From that, you can get the perifocal unit vector $\hat{p}$ which points in the same direction as the eccentricity vector: $$\hat{p} = \frac{\vec{e}}{e}$$

If your central body is the origin of your coordinate system, then the position vector of the periapsis is:

$$\vec{r_q} = a(1-e)\hat{p}$$

And the one towards the apoapsis is:

$$\vec{r_Q} = -a(1+e)\hat{p}$$

Answer 2

From the initial radius and velocity you can calculate the orbital energy and the angular momentum of the rocket. Both quantities are conserved. The orbital energy is also equal to $-GMm/2a$ which gives you the semimajor axis, $a$. The angular momentum is also equal to $m\sqrt{GMa(1-e^2)}$ which gives you the eccentricity, $e$. You now have the equation of the generic elliptical orbit. To set its orientation, you have to solve to find where the starting point is on the ellipse.

Answer 3

Finally made my way through it.....

Answer 4

30 years ago (pre-internet, pre-smart phones) I wrote a very simple numerical 2D orbital simulation program. I calculated the velocity and acceleration separately for the x and y components.

The massive body was at the origin (0,0). I picked an arbitrary iteration interval (10 seconds of flight time).

I fed in a starting position and a starting velocity.

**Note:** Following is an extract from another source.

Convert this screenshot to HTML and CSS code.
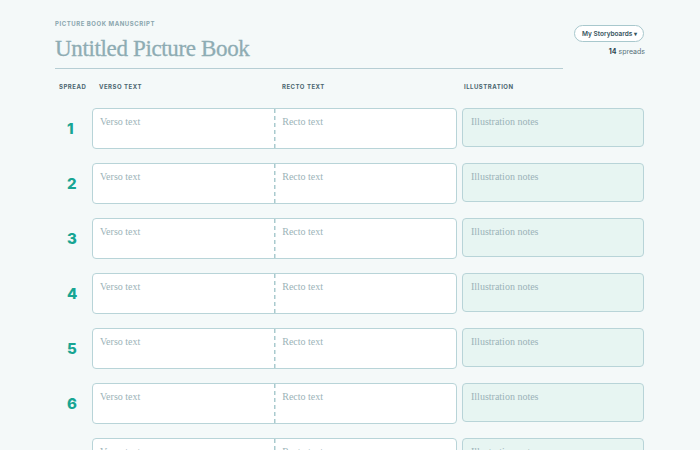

For instance, a position in Km (0,7000) and scalar velocity (7.8,0) in Km/sec. This would be an object in LEO travelling parallel to the x-axis.

Next, calculate the gravitational acceleration separately for each axis. For the first 10 sec iteration cycle, there would be no acceleration in the x-axis, but for the y-axis it would be 10 sec*9.8m/sec^2. Calculate the delta-v (0,-98) and the resulting velocity (7.8, -0.098). Update position (78,6922).

Update the display. Repeat the loop. Calculations are all arithmetic, using similar triangles. No trig or vector operations needed.

For LEO you can leave acceleration constant. For higher orbits, adjust acceleration for increasing radius using the (x,y) position.

This simplistic program produced very nice elliptical orbits and Hohmann transfers. An “Earth orbit” took about 10 seconds of processor time, running on an i386.

I could hit “pause”, insert a delta-v, then resume to see the result develop.

This programming approach works for 3 Body problems as well, but I gave up trying to achieve lunar transfers.

If you wish to save data (say, phase angle at apogee or velocity at perigee) it needs a few more programming lines.

To answer your question of how to find the position of apogee and perigee, you plug in your current position and velocity and hit the start button.

I extend a pre-emptive apology to all the real mathematicians and programmers out there for this kindergarten approach and the inevitable mistakes I have made dredging it from my memory.